Flávia Rieth, Marília Kosby e Mario Osorio Magalhães, participantes do Inventário do Doce, escreveram o seguinte artigo (leia no Diário Popular) sobre a pesquisa que conduziu à aprovação pelo IPHAN (Instituto de Patrimônio Histórico e Artístico Nacional) da inscrição da “Região Doceira de Pelotas” como patrimônio imaterial brasileiro, no Livro de Registro dos Lugares, do Ministério da Cultura.
A doçaria pelotense compõe-se de duas tradições: a dos doces finos e a dos doces coloniais.
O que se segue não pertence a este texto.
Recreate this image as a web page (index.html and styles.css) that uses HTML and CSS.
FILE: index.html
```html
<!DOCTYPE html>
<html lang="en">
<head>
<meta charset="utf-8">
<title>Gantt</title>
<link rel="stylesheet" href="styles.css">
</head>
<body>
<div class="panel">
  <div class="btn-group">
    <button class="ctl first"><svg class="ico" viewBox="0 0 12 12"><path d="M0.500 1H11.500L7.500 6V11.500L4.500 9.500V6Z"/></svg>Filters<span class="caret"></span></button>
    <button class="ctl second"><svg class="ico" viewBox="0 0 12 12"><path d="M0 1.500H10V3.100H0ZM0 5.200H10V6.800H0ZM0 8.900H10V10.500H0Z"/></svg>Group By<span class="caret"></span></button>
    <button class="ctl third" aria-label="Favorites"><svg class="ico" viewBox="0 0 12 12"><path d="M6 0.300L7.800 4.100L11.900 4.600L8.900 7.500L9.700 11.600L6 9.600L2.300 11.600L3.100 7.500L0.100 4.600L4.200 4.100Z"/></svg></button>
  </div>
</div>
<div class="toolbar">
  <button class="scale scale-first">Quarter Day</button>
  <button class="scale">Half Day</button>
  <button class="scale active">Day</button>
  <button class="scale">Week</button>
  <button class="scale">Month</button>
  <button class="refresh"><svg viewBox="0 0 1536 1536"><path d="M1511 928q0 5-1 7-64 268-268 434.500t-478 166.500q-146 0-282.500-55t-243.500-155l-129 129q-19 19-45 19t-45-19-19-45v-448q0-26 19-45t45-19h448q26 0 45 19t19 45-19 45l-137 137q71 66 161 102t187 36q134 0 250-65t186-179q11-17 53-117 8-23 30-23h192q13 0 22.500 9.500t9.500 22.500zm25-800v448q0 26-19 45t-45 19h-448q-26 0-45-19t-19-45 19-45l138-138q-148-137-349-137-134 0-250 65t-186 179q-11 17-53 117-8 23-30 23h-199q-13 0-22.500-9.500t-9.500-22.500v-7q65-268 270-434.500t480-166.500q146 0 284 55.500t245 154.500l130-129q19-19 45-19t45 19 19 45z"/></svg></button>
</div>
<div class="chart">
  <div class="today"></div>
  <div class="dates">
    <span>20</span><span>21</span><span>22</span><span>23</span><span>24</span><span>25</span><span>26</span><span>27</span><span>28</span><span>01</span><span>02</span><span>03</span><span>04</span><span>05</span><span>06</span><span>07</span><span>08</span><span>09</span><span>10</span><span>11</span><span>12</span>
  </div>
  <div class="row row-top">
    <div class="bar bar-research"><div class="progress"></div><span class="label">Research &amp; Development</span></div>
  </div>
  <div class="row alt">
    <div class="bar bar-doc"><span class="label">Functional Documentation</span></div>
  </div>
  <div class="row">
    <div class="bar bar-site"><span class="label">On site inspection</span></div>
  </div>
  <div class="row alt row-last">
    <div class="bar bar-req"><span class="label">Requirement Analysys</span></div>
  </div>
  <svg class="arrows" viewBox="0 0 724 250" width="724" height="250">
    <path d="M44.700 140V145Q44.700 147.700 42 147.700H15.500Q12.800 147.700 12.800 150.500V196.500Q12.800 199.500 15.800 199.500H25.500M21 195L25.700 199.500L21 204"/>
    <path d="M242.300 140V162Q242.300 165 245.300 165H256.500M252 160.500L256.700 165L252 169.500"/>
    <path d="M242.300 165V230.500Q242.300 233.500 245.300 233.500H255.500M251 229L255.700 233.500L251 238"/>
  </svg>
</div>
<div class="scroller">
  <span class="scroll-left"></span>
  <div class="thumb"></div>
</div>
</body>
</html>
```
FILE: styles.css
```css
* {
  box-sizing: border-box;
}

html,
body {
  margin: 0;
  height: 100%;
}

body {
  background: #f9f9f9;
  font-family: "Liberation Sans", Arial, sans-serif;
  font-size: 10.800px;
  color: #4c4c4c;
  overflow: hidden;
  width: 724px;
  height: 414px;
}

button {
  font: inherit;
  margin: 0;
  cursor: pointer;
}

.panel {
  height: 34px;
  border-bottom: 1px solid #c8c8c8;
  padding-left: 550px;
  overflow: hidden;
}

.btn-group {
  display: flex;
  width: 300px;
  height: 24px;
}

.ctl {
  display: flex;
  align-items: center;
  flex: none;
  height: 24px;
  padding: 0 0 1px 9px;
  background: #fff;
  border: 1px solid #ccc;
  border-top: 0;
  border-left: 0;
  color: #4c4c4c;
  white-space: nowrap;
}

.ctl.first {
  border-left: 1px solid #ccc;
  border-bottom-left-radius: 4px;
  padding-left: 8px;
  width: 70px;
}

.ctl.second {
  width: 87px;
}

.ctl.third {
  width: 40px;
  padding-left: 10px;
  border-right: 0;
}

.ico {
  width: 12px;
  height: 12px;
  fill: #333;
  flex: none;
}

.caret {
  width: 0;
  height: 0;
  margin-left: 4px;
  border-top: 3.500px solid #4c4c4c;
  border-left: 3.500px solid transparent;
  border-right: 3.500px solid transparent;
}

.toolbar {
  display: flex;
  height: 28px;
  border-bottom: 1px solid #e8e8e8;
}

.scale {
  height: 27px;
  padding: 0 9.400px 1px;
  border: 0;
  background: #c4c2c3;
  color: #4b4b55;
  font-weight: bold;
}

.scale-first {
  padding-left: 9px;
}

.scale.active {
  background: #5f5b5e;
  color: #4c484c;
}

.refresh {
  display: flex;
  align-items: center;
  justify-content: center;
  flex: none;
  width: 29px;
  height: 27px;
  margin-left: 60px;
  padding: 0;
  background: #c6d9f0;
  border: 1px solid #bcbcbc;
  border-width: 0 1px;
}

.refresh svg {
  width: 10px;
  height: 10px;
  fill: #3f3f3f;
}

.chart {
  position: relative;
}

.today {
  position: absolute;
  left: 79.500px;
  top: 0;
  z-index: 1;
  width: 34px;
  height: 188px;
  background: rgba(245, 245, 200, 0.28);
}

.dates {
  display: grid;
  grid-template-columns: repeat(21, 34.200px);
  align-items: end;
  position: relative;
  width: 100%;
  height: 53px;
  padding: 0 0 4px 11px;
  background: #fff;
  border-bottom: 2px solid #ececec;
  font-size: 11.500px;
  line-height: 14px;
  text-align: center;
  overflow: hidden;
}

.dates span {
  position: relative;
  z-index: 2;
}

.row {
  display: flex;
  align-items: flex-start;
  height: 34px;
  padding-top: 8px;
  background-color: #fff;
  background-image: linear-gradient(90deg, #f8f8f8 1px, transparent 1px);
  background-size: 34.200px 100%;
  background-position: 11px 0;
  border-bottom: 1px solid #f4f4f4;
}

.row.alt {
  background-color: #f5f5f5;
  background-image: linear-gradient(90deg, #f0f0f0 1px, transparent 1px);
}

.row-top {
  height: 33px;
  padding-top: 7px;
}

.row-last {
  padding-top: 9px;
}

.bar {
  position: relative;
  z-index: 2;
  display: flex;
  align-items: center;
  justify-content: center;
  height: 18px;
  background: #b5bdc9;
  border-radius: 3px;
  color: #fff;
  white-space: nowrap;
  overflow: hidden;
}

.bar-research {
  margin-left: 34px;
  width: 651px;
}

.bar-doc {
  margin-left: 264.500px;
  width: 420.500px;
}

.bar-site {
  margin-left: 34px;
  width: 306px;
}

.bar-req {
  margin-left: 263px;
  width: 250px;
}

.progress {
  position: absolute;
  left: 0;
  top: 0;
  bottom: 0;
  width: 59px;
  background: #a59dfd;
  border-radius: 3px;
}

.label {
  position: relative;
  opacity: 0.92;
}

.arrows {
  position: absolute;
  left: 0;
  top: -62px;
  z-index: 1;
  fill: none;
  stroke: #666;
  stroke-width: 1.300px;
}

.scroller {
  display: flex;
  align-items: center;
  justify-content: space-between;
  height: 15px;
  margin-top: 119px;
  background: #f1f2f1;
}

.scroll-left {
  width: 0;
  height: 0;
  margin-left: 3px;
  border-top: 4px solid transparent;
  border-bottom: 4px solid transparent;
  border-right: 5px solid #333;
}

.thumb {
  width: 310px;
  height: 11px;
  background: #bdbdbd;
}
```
Ambas se reportam à história da cidade, ao período de opulência, decorrente da riqueza que a indústria do charque produziu, sustentada pela mão de obra escrava de africanos e seus descendentes.
A tradição dos doces finos (dir.) tem sua origem vinculada ao cotidiano de lazer dos industriais do charque, de linhagem portuguesa, concentrando-se, sobretudo, na sede do município, no interior dos casarões e sobrados que esses empreendedores construíram.
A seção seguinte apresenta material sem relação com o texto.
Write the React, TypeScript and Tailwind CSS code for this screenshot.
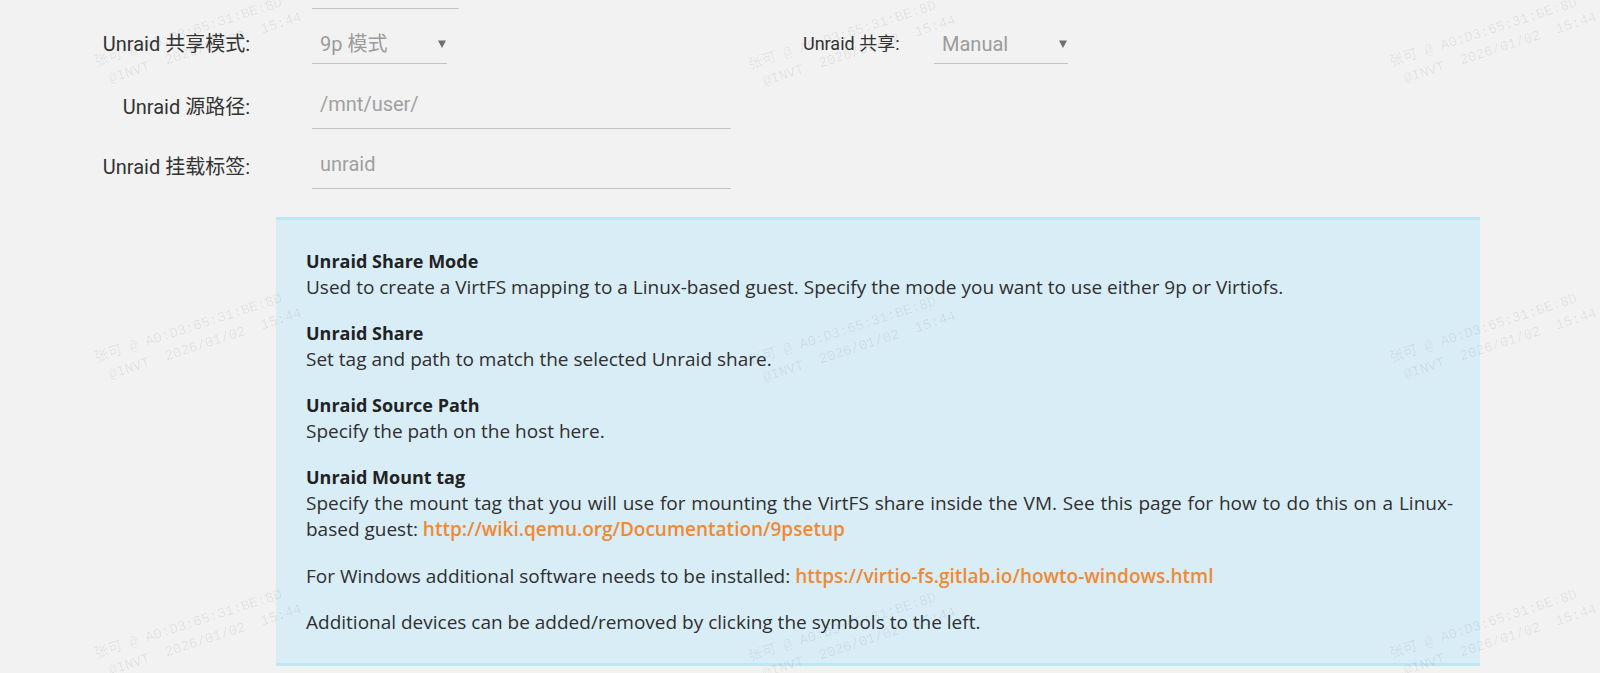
const labelFont = "font-['Roboto','Noto_Sans_CJK_SC',sans-serif]";

function Arrow() {
  return (
    <svg width="8" height="8" viewBox="0 0 8 8" className="shrink-0">
      <path d="M0 0.5h8L4 8z" fill="#6f6f6f" />
    </svg>
  );
}

function SelectBox({ value, className }: { value: string; className: string }) {
  return (
    <div
      className={`flex items-center justify-between border-b border-[#c4c4c4] pb-[7px] pl-2 pr-[1px] pt-2 ${className}`}
    >
      <span className="text-[20px] leading-6 text-[#9b9b9b]">{value}</span>
      <Arrow />
    </div>
  );
}

function TextInput({ value }: { value: string }) {
  return (
    <div className="w-[419px] border-b border-[#c4c4c4] pb-3 pl-2 pt-2 text-[20px] leading-6 text-[#a0a0a0]">
      {value}
    </div>
  );
}

function Label({ children }: { children: string }) {
  return (
    <div className="w-[250px] shrink-0 text-right text-[20px] leading-6 text-[#333]">
      {children}
    </div>
  );
}

function HelpTitle({ children, first }: { children: string; first?: boolean }) {
  return (
    <h3 className={`${first ? "" : "mt-5"} text-[18px] font-bold text-[#222]`}>{children}</h3>
  );
}

const marks = [
  "left-[92px] top-[53px]",
  "left-[746px] top-[56px]",
  "left-[1387px] top-[53px]",
  "left-[92px] top-[349px]",
  "left-[746px] top-[352px]",
  "left-[1387px] top-[349px]",
  "left-[92px] top-[645px]",
  "left-[746px] top-[648px]",
  "left-[1387px] top-[645px]",
];

function Watermark({ pos }: { pos: string }) {
  return (
    <div
      className={`pointer-events-none absolute ${pos} origin-top-left -rotate-[18deg] whitespace-pre font-['Liberation_Mono','Noto_Sans_CJK_SC',monospace] text-[14px] leading-5 text-black/[0.08]`}
    >
      <div>张可 @ A0:D3:65:31:BE:8D</div>
      <div> @INVT  2026/01/02  15:44</div>
    </div>
  );
}

export default function App() {
  return (
    <div className={`relative h-[673px] overflow-hidden bg-[#f2f2f2] ${labelFont}`}>
      <div className="ml-[312px] h-[9px] w-[147px] border-b border-[#c4c4c4]" />

      <div className="mt-[15px] flex items-center">
        <Label>Unraid 共享模式:</Label>
        <SelectBox value="9p 模式" className="ml-[62px] w-[135px]" />
        <div className="ml-[356px] w-[131px] text-[18px] leading-6 text-[#333]">
          Unraid 共享:
        </div>
        <SelectBox value="Manual" className="w-[134px]" />
      </div>

      <div className="mt-5 flex items-center">
        <Label>Unraid 源路径:</Label>
        <div className="ml-[62px]">
          <TextInput value="/mnt/user/" />
        </div>
      </div>

      <div className="mt-[15px] flex items-center">
        <Label>Unraid 挂载标签:</Label>
        <div className="ml-[62px]">
          <TextInput value="unraid" />
        </div>
      </div>

      <section className="ml-[276px] mt-[28px] w-[1204px] border-y-[3px] border-[#bce8f1] bg-[#d9edf7] pb-[28px] pl-[30px] pr-[27px] pt-[28px] text-justify font-['Open_Sans',sans-serif] text-[19px] leading-[26px] text-[#2f2f2f]">
        <HelpTitle first>Unraid Share Mode</HelpTitle>
        <p>
          Used to create a VirtFS mapping to a Linux-based guest. Specify the mode you want to use
          either 9p or Virtiofs.
        </p>

        <HelpTitle>Unraid Share</HelpTitle>
        <p>Set tag and path to match the selected Unraid share.</p>

        <HelpTitle>Unraid Source Path</HelpTitle>
        <p>Specify the path on the host here.</p>

        <HelpTitle>Unraid Mount tag</HelpTitle>
        <p>
          Specify the mount tag that you will use for mounting the VirtFS share inside the VM. See
          this page for how to do this on a Linux-based guest:{" "}
          <a className="font-semibold text-[#ef8a34]">http://wiki.qemu.org/Documentation/9psetup</a>
        </p>

        <p className="mt-[21px]">
          For Windows additional software needs to be installed:{" "}
          <a className="font-semibold text-[#ef8a34]">
            https://virtio-fs.gitlab.io/howto-windows.html
          </a>
        </p>

        <p className="mt-5">
          Additional devices can be added/removed by clicking the symbols to the left.
        </p>
      </section>

      {marks.map((m) => (
        <Watermark key={m} pos={m} />
      ))}
    </div>
  );
}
No século XX, coincidindo com o fim do período áureo das charqueadas e por intermédio das recém surgidas confeitarias, esses doces e suas receitas se expandiram pela cidade, tornando-se, em alguns casos, fonte de renda de algumas famílias que antes se sustentavam do lucro saladeiril.
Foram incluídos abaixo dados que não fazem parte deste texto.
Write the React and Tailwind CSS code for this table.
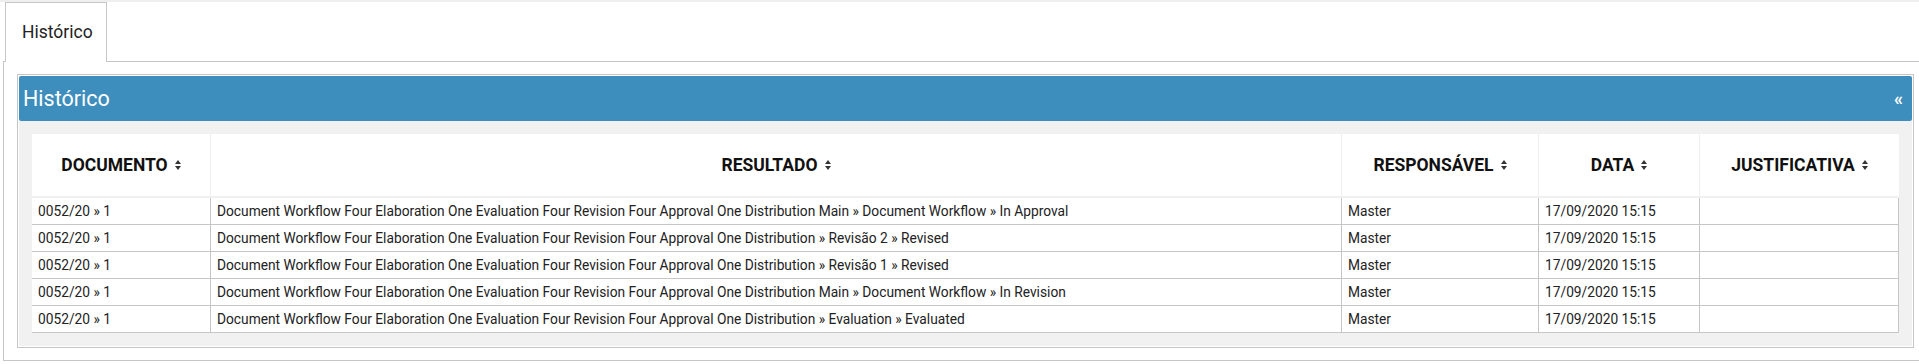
import React from 'react';

const BASE = 'Document Workflow Four Elaboration One Evaluation Four Revision Four Approval One Distribution';

const rows = [
  { doc: '0052/20 » 1', result: `${BASE} Main » Document Workflow » In Approval` },
  { doc: '0052/20 » 1', result: `${BASE} » Revisão 2 » Revised` },
  { doc: '0052/20 » 1', result: `${BASE} » Revisão 1 » Revised` },
  { doc: '0052/20 » 1', result: `${BASE} Main » Document Workflow » In Revision` },
  { doc: '0052/20 » 1', result: `${BASE} » Evaluation » Evaluated` },
];

const columns = ['DOCUMENTO', 'RESULTADO', 'RESPONSÁVEL', 'DATA', 'JUSTIFICATIVA'];

const gridCols = 'grid grid-cols-[179px_1131px_197px_161px_199px]';

const SortIcon = () => (
  <svg width="6" height="10" viewBox="0 0 6 10" className="ml-[7px] shrink-0">
    <path d="M3 0L6 4H0Z" fill="#333" />
    <path d="M0 6H6L3 10Z" fill="#333" />
  </svg>
);

const App = () => {
  return (
    <div className="w-[1919px] h-[364px] overflow-hidden bg-white font-['Roboto',sans-serif]">
      <div className="h-[2px] bg-[#efefef]" />

      <div className="ml-[3px] w-[1925px]">
        {/* tabs */}
        <div className="flex h-[60px] border-b border-[#c6c6c6]">
          <div className="ml-[2px] flex h-[60px] w-[102px] items-center border border-b-0 border-[#c6c6c6] bg-white pl-[16px] text-[17.5px] text-[#222]">
            Histórico
          </div>
        </div>

        {/* tab content */}
        <div className="border-x border-b border-[#c6c6c6] px-[13px] py-[12px]">
          <div className="border border-[#c6c6c6] bg-white p-px">
            <div className="flex h-[45px] items-center justify-between rounded-[2px] bg-[#3d8dbd] pl-[4px] pr-[9px] text-white">
              <span className="text-[21.5px] leading-none">Histórico</span>
              <span className="text-[18px] font-bold leading-none">«</span>
            </div>

            <div className="bg-[#f1f1f1] p-[13px]">
              <div className="bg-white">
                <div className={`${gridCols} h-[64px] border-b-2 border-[#f0f0f0]`}>
                  {columns.map((col, i) => (
                    <div
                      key={col}
                      className={`flex items-center justify-center text-[17.5px] font-bold text-[#111] ${i < columns.length - 1 ? 'border-r border-[#eeeeee]' : ''}`}
                    >
                      {col}
                      <SortIcon />
                    </div>
                  ))}
                </div>

                {rows.map((row, idx) => (
                  <div key={idx} className={`${gridCols} h-[27px] border-b border-[#c6c6c6] text-[13.75px] text-[#222]`}>
                    <div className="flex items-center border-r border-[#c6c6c6] px-[6px]">{row.doc}</div>
                    <div className="flex items-center border-r border-[#c6c6c6] px-[6px] whitespace-nowrap">{row.result}</div>
                    <div className="flex items-center border-r border-[#c6c6c6] px-[6px]">Master</div>
                    <div className="flex items-center border-r border-[#c6c6c6] px-[6px]">17/09/2020 15:15</div>
                    <div className="border-r border-[#c6c6c6]" />
                  </div>
                ))}
              </div>
            </div>
          </div>
        </div>
      </div>
    </div>
  );
};

export default App;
A produção dos doces coloniais (abaixo) está diretamente relacionada aos processos políticos decorrentes do fim da escravidão no país: a maioria dos charqueadores era proprietária de uma chácara no interior do município, com a finalidade de ocupar os escravos no período da entressafra; essas terras foram, após a Abolição da Escravatura, vendidas ou arrendadas, dando origem a algumas colônias, as quais receberam inúmeros contingentes de imigrantes europeus, tais como franceses, espanhóis, pomeranos, austríacos, italianos e alemães.
Com a consolidação desses imigrantes como colonos, verificou-se um aumento do cultivo do pêssego, da laranja, da maçã, do figo, da goiaba, do marmelo, que resultou na produção, inicialmente artesanal, dos derivados dessas frutas associados ao açúcar, tais como compotas, doces de massa de fruta, passas e cristalizados.
Estas duas tradições se disseminaram pelos mais diferentes espaços de sociabilidade de Pelotas, incorporando novos significados, desdobrando-se em novos ingredientes e adaptando-se ao paladar dos pelotenses.
Um exemplo da multiplicidade de forças criativas que perpetuam essas tradições é o encontro entre o sentido de amabilidade e celebração que o doce adquiriu na cidade e o culto à doçura, vivenciado pelas religiões afro-brasileiras, nas quais os doces são utilizados como oferendas aos orixás, presentes, demonstrações de carinho e desejo de tranquilidade e alegria.
Na FENADOCE, evento em que fica evidenciado o caráter criativo da manutenção desta tradição, concursos são feitos, doces são inventados e perpetuados, novos ingredientes são incorporados, novos sentidos e valores são atribuídos, processando a atualização dessa doçaria. Valorizam-se então, na região de Pelotas, suas doceiras, sua produção familiar, religiosidade, território, classe social, identidade étnica. Ressalta-se, enfim, a história de uma cidade que se consagra como Capital Nacional do Doce.